Ancient Egyptians use hieroglyphs (and other scripts) to write amusing or sarcastic texts (for example, in the Report of Wenamun, the foreign prince Tjekerbaal mocks Wenamun, saying 'Pharaoh sent (previously) 6 boats, loaded with the riches of Egypt. You - what did you bring me?'. There are satirical texts, such as this Twentieth Dynasty one showing animals acting as humans. There's even an Erotic Papyrus, now in Turin, which might make even the most unshockable blush a little. Ancient Egyptians obviously enjoyed a good joke as much as anyone. There's a famous graffito of the female Pharaoh Hatshepsut in a rather compromising position with the court official Senenmut (first image - probably not safe for work!)
Hieroglyphs themselves can also make us chuckle - who can resist the excitable 'Heh' hieroglyph (above right), meaning 'millions/infinity' or the somewhat graphic 'woman giving birth' (below)?
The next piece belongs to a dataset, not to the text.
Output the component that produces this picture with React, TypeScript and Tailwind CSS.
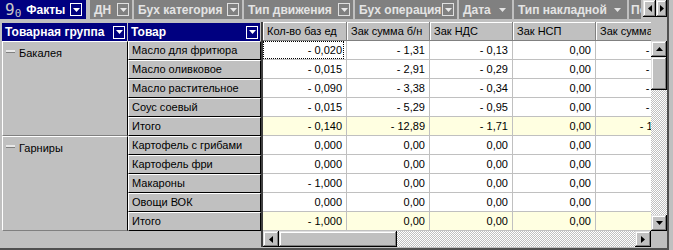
import React from "react";

type Row = { name: string; vals: string[]; total?: boolean };
type Group = { name: string; rows: Row[] };

const groups: Group[] = [
  {
    name: "Бакалея",
    rows: [
      { name: "Масло для фритюра", vals: ["- 0,020", "- 1,31", "- 0,13", "0,00", "- 1,44"] },
      { name: "Масло оливковое", vals: ["- 0,015", "- 2,91", "- 0,29", "0,00", "- 3,20"] },
      { name: "Масло растительное", vals: ["- 0,090", "- 3,38", "- 0,34", "0,00", "- 3,72"] },
      { name: "Соус соевый", vals: ["- 0,015", "- 5,29", "- 0,95", "0,00", "- 6,24"] },
      { name: "Итого", vals: ["- 0,140", "- 12,89", "- 1,71", "0,00", "- 14,60"], total: true },
    ],
  },
  {
    name: "Гарниры",
    rows: [
      { name: "Картофель с грибами", vals: ["0,000", "0,00", "0,00", "0,00", "0,00"] },
      { name: "Картофель фри", vals: ["0,000", "0,00", "0,00", "0,00", "0,00"] },
      { name: "Макароны", vals: ["- 1,000", "0,00", "0,00", "0,00", "0,00"] },
      { name: "Овощи ВОК", vals: ["0,000", "0,00", "0,00", "0,00", "0,00"] },
      { name: "Итого", vals: ["- 1,000", "0,00", "0,00", "0,00", "0,00"], total: true },
    ],
  },
];

const cols = [
  { title: "Кол-во баз ед", w: "w-[84px]" },
  { title: "Зак сумма б/н", w: "w-[83px]" },
  { title: "Зак НДС", w: "w-[83px]" },
  { title: "Зак НСП", w: "w-[83px]" },
  { title: "Зак сумма с НДС", w: "w-[83px]" },
];

const raised =
  "bg-[#c0c0c0] shadow-[inset_-1px_-1px_#000,inset_1px_1px_#dfdfdf,inset_-2px_-2px_#808080,inset_2px_2px_#fff]";
const dither =
  "bg-[repeating-conic-gradient(#c0c0c0_0_25%,#ffffff_0_50%)] bg-[length:2px_2px]";

function Tri({ dir, color = "#000" }: { dir: "up" | "down" | "left" | "right"; color?: string }) {
  if (dir === "down" || dir === "up") {
    const pts = dir === "down" ? "0,0 7,0 3.5,4" : "0,4 7,4 3.5,0";
    return (
      <svg width="7" height="4" viewBox="0 0 7 4">
        <polygon points={pts} fill={color} />
      </svg>
    );
  }
  const pts = dir === "left" ? "4,0 4,7 0,3.5" : "0,0 0,7 4,3.5";
  return (
    <svg width="4" height="7" viewBox="0 0 4 7">
      <polygon points={pts} fill={color} />
    </svg>
  );
}

function ScrollBtn({ dir }: { dir: "up" | "down" | "left" | "right" }) {
  return (
    <div className={`w-[16px] h-[16px] shrink-0 flex items-center justify-center ${raised}`}>
      <Tri dir={dir} />
    </div>
  );
}

function DropBox({ navy }: { navy?: boolean }) {
  return (
    <div
      className={`w-[12px] h-[13px] shrink-0 flex items-center justify-center border ${
        navy ? "bg-[#000080] border-white" : "bg-[#808080] border-[#e0e0e0]"
      }`}
    >
      <Tri dir="down" color={navy ? "#fff" : "#e8e8e8"} />
    </div>
  );
}

function FieldBtn({ label, w, box = true }: { label: string; w: string; box?: boolean }) {
  return (
    <div className={`${w} h-[19px] bg-[#808080] flex items-center justify-between pl-[4px] pr-[3px] shrink-0`}>
      <span className="text-[#e4e4e4] font-bold text-[12px] whitespace-nowrap">{label}</span>
      {box ? <DropBox /> : <span className="pr-[3px] flex"><Tri dir="down" color="#e4e4e4" /></span>}
    </div>
  );
}

export default function App() {
  return (
    <div className="w-[673px] h-[250px] bg-[#c0c0c0] overflow-hidden font-['Liberation_Sans',Arial,sans-serif] text-black">
      <div className="w-[669px] h-[250px] border-r-2 border-b-2 border-[#505050] flex flex-col">
        {/* field toolbar */}
        <div className="h-[19px] flex gap-[2px] overflow-hidden">
          <div className="w-[86px] h-[19px] bg-[#000080] flex items-center pl-[5px] pr-[4px] shrink-0">
            <span className="text-[#c8c8c8] text-[16px] leading-none font-['DejaVu_Sans_Mono',monospace]">9</span>
            <span className="text-[#c8c8c8] text-[11px] leading-none mt-[7px] font-['DejaVu_Sans_Mono',monospace]">0</span>
            <span className="text-white font-bold text-[12px] ml-[5px]">Факты</span>
            <div className="ml-auto"><DropBox navy /></div>
          </div>
          <div className="w-[3px]" />
          <FieldBtn label="ДН" w="w-[42px]" />
          <FieldBtn label="Бух категория" w="w-[108px]" />
          <FieldBtn label="Тип движения" w="w-[109px]" />
          <FieldBtn label="Бух операция" w="w-[102px]" />
          <FieldBtn label="Дата" w="w-[53px]" box={false} />
          <FieldBtn label="Тип накладной" w="w-[113px]" box={false} />
          <div className="w-[12px] h-[19px] bg-[#808080] overflow-hidden pl-[2px] shrink-0 flex items-center">
            <span className="text-[#e4e4e4] font-bold text-[12px]">По</span>
          </div>
          <div className="flex h-[17px] shrink-0">
            <div className={`w-[13px] h-[17px] flex items-center justify-center ${raised}`}><Tri dir="left" /></div>
            <div className={`w-[11px] h-[17px] flex items-center justify-center ${raised}`}><Tri dir="right" /></div>
          </div>
        </div>

        {/* grid */}
        <div className="mt-[3px] flex">
          {/* row headers */}
          <div className="ml-[2px] w-[259px] flex flex-col">
            <div className="h-[19px] flex gap-[1px] pt-[1px]">
              <div className="w-[125px] bg-[#000080] flex items-center justify-between pl-[3px] pr-[2px]">
                <span className="text-white font-bold text-[12px] whitespace-nowrap">Товарная группа</span>
                <DropBox navy />
              </div>
              <div className="w-[132px] bg-[#000080] flex items-center justify-between pl-[3px] pr-[2px]">
                <span className="text-white font-bold text-[12px]">Товар</span>
                <DropBox navy />
              </div>
            </div>
            {groups.map((g) => (
              <div key={g.name} className="flex">
                <div className="w-[126px] h-[95px] border-l border-t border-white border-r border-r-black border-b border-b-[#808080] flex items-start pl-[3px] pt-[2px]">
                  <div className="w-[9px] h-[3px] bg-[#e8e8e8] border-b border-[#808080] mt-[6px]" />
                  <span className="text-[11px] ml-[4px] mt-[1px]">{g.name}</span>
                </div>
                <div className="w-[133px] flex flex-col">
                  {g.rows.map((r) => (
                    <div
                      key={r.name}
                      className="h-[19px] border-l border-t border-white border-r border-r-black border-b border-b-black flex items-center pl-[3px]"
                    >
                      <span className="text-[11px] whitespace-nowrap">{r.name}</span>
                    </div>
                  ))}
                </div>
              </div>
            ))}
          </div>

          {/* data */}
          <div className="flex flex-col border-l-2 border-[#404040]">
            <div className="flex">
              <div className="w-[388px] flex flex-col overflow-hidden">
                <div className="h-[19px] flex">
                  {cols.map((c) => (
                    <div
                      key={c.title}
                      className={`${c.w} shrink-0 h-[19px] border-r border-b border-[#808080] shadow-[inset_1px_1px_#fff] flex items-center pl-[4px] text-[11px] whitespace-nowrap`}
                    >
                      {c.title}
                    </div>
                  ))}
                </div>
                {groups.flatMap((g, gi) =>
                  g.rows.map((r, ri) => (
                    <div key={g.name + r.name} className={`h-[19px] flex ${r.total ? "bg-[#ffffe1]" : "bg-white"}`}>
                      {r.vals.map((v, vi) => (
                        <div
                          key={vi}
                          className={`${cols[vi].w} shrink-0 h-[19px] border-r border-b border-[#c0c0c0] text-[11px] flex items-center justify-end`}
                        >
                          {gi === 0 && ri === 0 && vi === 0 ? (
                            <div className="w-full h-full border border-dotted border-black mr-[2px] flex items-center justify-end pr-[1px]">
                              {v}
                            </div>
                          ) : (
                            <span className="pr-[4px] whitespace-nowrap">{v}</span>
                          )}
                        </div>
                      ))}
                    </div>
                  ))
                )}
              </div>
              {/* vertical scrollbar */}
              <div className="w-[16px] flex flex-col">
                <div className="h-[19px]" />
                <div className={`h-[190px] flex flex-col ${dither}`}>
                  <ScrollBtn dir="up" />
                  <div className={`h-[33px] w-[16px] ${raised}`} />
                  <div className="flex-1" />
                  <ScrollBtn dir="down" />
                </div>
              </div>
            </div>
            {/* horizontal scrollbar */}
            <div className="flex h-[16px]">
              <div className={`w-[388px] flex ${dither}`}>
                <ScrollBtn dir="left" />
                <div className={`w-[118px] h-[16px] ${raised}`} />
                <div className="flex-1" />
                <ScrollBtn dir="right" />
              </div>
            </div>
          </div>
        </div>
      </div>
    </div>
  );
}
6. Most Egyptians couldn't read Hieroglyphs.
Or anything else. Estimates of literacy in Ancient Egypt vary, but would certainly have been less than 4% of the population. That's 4 in every 100 Egyptians who could read. At most. The actual figure may have been as low as 1%. Which makes it all the more amazing that the hieroglyphic writing system lasted as long as it did, and was used so extensively to write on, and decorate, so many monuments and objects from ancient Egypt.